【第2回】はこちらをご覧ください。
白河: 今回、安倍政権が女性政策にあれだけ言及したので、「なんだ、女性手帳って」とか「なんだ、3年抱っこし放題って」とか批判も非常に多いんですけれども、駒崎さんは結構冷静に評価しているじゃないですか。
私もすごくいいと思ったんです。首相があんなことを言ったのって初めてなんですよ。しかも、結婚する前の人たちへの支援、女性活用、子育て世代への支援、その3つの柱が全部連動しなきゃいけないということを正式に言ってくれたのは初めてじゃないかと。
駒崎: 女性活用が成長戦略だ、というふうに位置づけたのは画期的ですよね。
白河: 今まで誰も言ってくれなかったことですから。
駒崎: 今までは、あったとしても政策的には福祉だったし、あくまで男女共同参画の文脈だったので、要は"傍流オブ傍流"だったんですよ。それが今回、成長戦略というメインストリームに乗っていったっていうのは、それだけでも安倍首相を褒めたいと思います。
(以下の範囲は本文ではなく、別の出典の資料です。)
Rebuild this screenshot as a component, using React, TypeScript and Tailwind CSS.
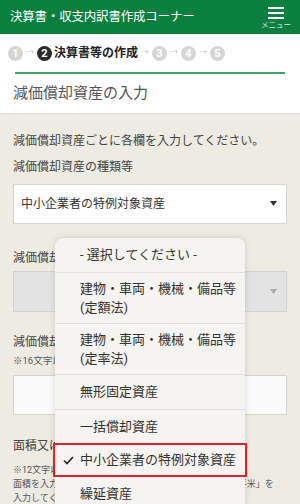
import React from "react";

const font = { fontFamily: "Roboto, 'Noto Sans CJK JP', 'Noto Sans', sans-serif" };

function Circle({ n, active }: { n: string; active?: boolean }) {
  return (
    <span
      className={
        "flex h-[15px] w-[15px] items-center justify-center rounded-full text-[11px] font-bold leading-none text-white " +
        (active ? "bg-[#2b2b2b]" : "bg-[#d6d6d6]")
      }
    >
      {n}
    </span>
  );
}

function Arrow() {
  return <span className="mx-[3px] text-[8px] leading-none text-[#c8c8c8]">→</span>;
}

export default function App() {
  return (
    <div style={font} className="relative h-[504px] w-[300px] overflow-hidden bg-[#eeebe2] text-[#333]">
      {/* header */}
      <div className="flex h-[34px] items-center justify-between bg-[#0b7f3e] pl-[10px] pr-[9px]">
        <span className="text-[12.5px] tracking-[-0.2px] text-white">決算書・収支内訳書作成コーナー</span>
        <div className="flex flex-col items-center pt-[3px]">
          <div className="flex w-[16px] flex-col gap-[3px]">
            <span className="block h-[2px] w-[16px] bg-white" />
            <span className="block h-[2px] w-[16px] bg-white" />
            <span className="block h-[2px] w-[16px] bg-white" />
          </div>
          <span className="mt-[3px] text-[7.5px] leading-none text-[#d8eadf]">メニュー</span>
        </div>
      </div>

      {/* white section */}
      <div className="border-b border-[#dcdcdc] bg-white">
        <div className="flex h-[38px] items-center pl-[8px]">
          <Circle n="1" />
          <Arrow />
          <Circle n="2" active />
          <span className="ml-[2px] text-[12px] font-bold text-[#222]">決算書等の作成</span>
          <Arrow />
          <Circle n="3" />
          <Arrow />
          <Circle n="4" />
          <Arrow />
          <Circle n="5" />
        </div>
        <div className="mx-[15px] h-[1.5px] bg-[#3fa468]" />
        <div className="flex h-[39px] items-center px-[13px] text-[15px] text-[#555]">減価償却資産の入力</div>
      </div>

      {/* beige content */}
      <div className="px-[13px] text-[12px] text-[#444]">
        <p className="mt-[18px] leading-[18px]">減価償却資産ごとに各欄を入力してください。</p>
        <p className="mt-[8px] leading-[18px]">減価償却資産の種類等</p>
        <div className="mt-[8px] flex h-[40px] items-center justify-between border border-[#d6d3cc] bg-white pl-[7px] pr-[9px] text-[12px] text-[#333]">
          <span>中小企業者の特例対象資産</span>
          <svg width="7" height="5" viewBox="0 0 7 5"><path d="M0 0h7L3.5 5z" fill="#333" /></svg>
        </div>
        <p className="mt-[25px] leading-[18px]">減価償却資産の種類</p>
        <div className="mt-[4px] flex h-[41px] items-center justify-end border border-[#d2d2d2] bg-[#e3e3e3] pr-[9px]">
          <svg width="7" height="5" viewBox="0 0 7 5"><path d="M0 0h7L3.5 5z" fill="#aaa" /></svg>
        </div>
        <p className="mt-[21px] leading-[18px]">減価償却資産の名称等</p>
        <p className="mt-[3px] text-[9.5px] leading-[14px] text-[#555]">※16文字以内で入力してください。</p>
        <div className="mt-[7px] h-[40px] border border-[#d6d3cc] bg-[#fafafa]" />
        <p className="mt-[22px] leading-[18px]">面積又は数量</p>
        <p className="mt-[8px] text-[9px] leading-[14px] text-[#555]">
          ※12文字以内で入力してください。
          <br />
          面積を入力する場合で、単位が平方メートルの場合は「平米」を
          <br />
          入力してください。
        </p>
      </div>

      {/* dropdown popup */}
      <div className="absolute left-[55px] top-[238px] w-[190px] rounded-t-[8px] bg-[#f6f4f0] text-[13px] text-[#333] shadow-[0_0_6px_rgba(0,0,0,0.15)]">
        <div className="flex h-[34px] items-center pl-[25px]">- 選択してください -</div>
        <div className="h-px bg-[#e2dfda]" />
        <div className="flex h-[50px] flex-col justify-center pl-[25px] leading-[19px]">
          <span>建物・車両・機械・備品等</span>
          <span>(定額法)</span>
        </div>
        <div className="h-px bg-[#e2dfda]" />
        <div className="flex h-[50px] flex-col justify-center pl-[25px] leading-[19px]">
          <span>建物・車両・機械・備品等</span>
          <span>(定率法)</span>
        </div>
        <div className="h-px bg-[#e2dfda]" />
        <div className="flex h-[34px] items-center pl-[25px]">無形固定資産</div>
        <div className="h-px bg-[#e2dfda]" />
        <div className="flex h-[33px] items-center pl-[25px]">一括償却資産</div>
        <div className="relative flex h-[34px] items-center pl-[8px]">
          <svg width="11" height="9" viewBox="0 0 11 9" className="mr-[6px]">
            <path d="M1 4.5l3 3L10 1" fill="none" stroke="#222" strokeWidth="1.6" />
          </svg>
          <span>中小企業者の特例対象資産</span>
          <div className="absolute -left-[2px] -right-[2px] top-0 bottom-0 border-2 border-[#e41e2b]" />
        </div>
        <div className="flex h-[34px] items-center pl-[25px]">繰延資産</div>
      </div>
    </div>
  );
}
たしかに「育休3年」はイケてないかもしれない(笑)。「女性手帳」も、そんな手帳はいらないかもしれない(笑)。だけれども、枝葉がちょっとイケていなかったら、「もっと、こうすればいいんじゃないの?」っていうふうに提案すればいいだけで、あんまりディスってもしょうがないと思うんですよ。
女性手帳にはジェンダーバイアスがかかっている、みたいな話はあってもいいけれども、じゃあ本当に妊娠とか出産適齢期のことを教えないでいいんですか? と。それはやっぱりあった方がいいでしょう、という話です。
白河: 女子大生に必ず聞くんです。「いくつまで妊娠できると思う?」って。そうすると、「50歳」とか、真顔で言う子が必ず1クラスに何人かはいます。「40代までは普通に妊娠する」ってみんな思っているんですよ。ましてや男の人なんて、もっと何も知らないじゃないですか。
駒崎: そうですね。
白河: そういう意味では、別に的外れなことを言っているわけではないんですけれども、ただ、打ち出し方が悪いんです。ああいうのって、誰がどういうふうに考えて、ああいう打ち出し方になっているんでしょうね。
駒崎: これは、さっきの市民運動の話にもつながるんですけれども、僕の場合は、佐藤博樹先生と山田正人さんのような個人的に仲のいい人たちがあの「少子化危機突破タスクフォース」の中に入っていた。だから、ディスる前に本人たちに聞いてみよう、まずは一次情報に当たろうと思った。
で、佐藤さんと山田さんいわく「誤報である。誰もあの場では決めていない」と。ある委員がそれを出してきて、「いろんな方法があるだろうね」っていうことは議論したけれど、その内容自体は決まったことでもなんでもない、と仰る。なるほどなと思ったんです。まだ決まってもいないことをメディアに切り取られて、いきなり「女性手帳」なんていうから「なんだそれ?」となったんですね。
だから、僕が『子ども・子育て会議』をツイッターで実況中継したのは、そういうことなんです。もし「少子化危機突破タスクフォース」に実況中継があって、みんながそれを見ていたとしたら、「それはまだ決まってないよね」っていうのは一目瞭然だったはずなんです。けれども、僕らが知ることができるのは、出された資料とあとはメディアの報道だけなんですよ。だから、よく分からなかったんです。
白河: 私も委員の方を5人くらい知っていて、あとは関わっている官僚の方も知っているので、いろいろと情報はもらってみました。「女性手帳」に関してはまず、このネーミングがイケてなかったですね。
駒崎: うん、イケてない。
白河: 「女性手帳」に関して言えば、タスクフォースの席についた時点でもうあったということです。だから、やっぱり、事前に誰かが考えていたんだなっていうのが分かってきた。あと、「育休3年」の話はこの席では全然出ていないですよね。
駒崎: あれは経産官僚が吹き込んだところもあって・・・。でも、僕が安心したのは、あれは法改正が伴わないから、今まで通り時短と育休を合わせて3年ぐらいにできるといいねという話が、いつの間にか「育休3年」になっているだけなんですよ。
白河: やっぱり言葉って重要ですね。
駒崎: 本当に重要です。
白河: 「抱っこし放題」とかも、批判しそうな人たちに突っつきどころを与えちゃっていて、もったいない気がします。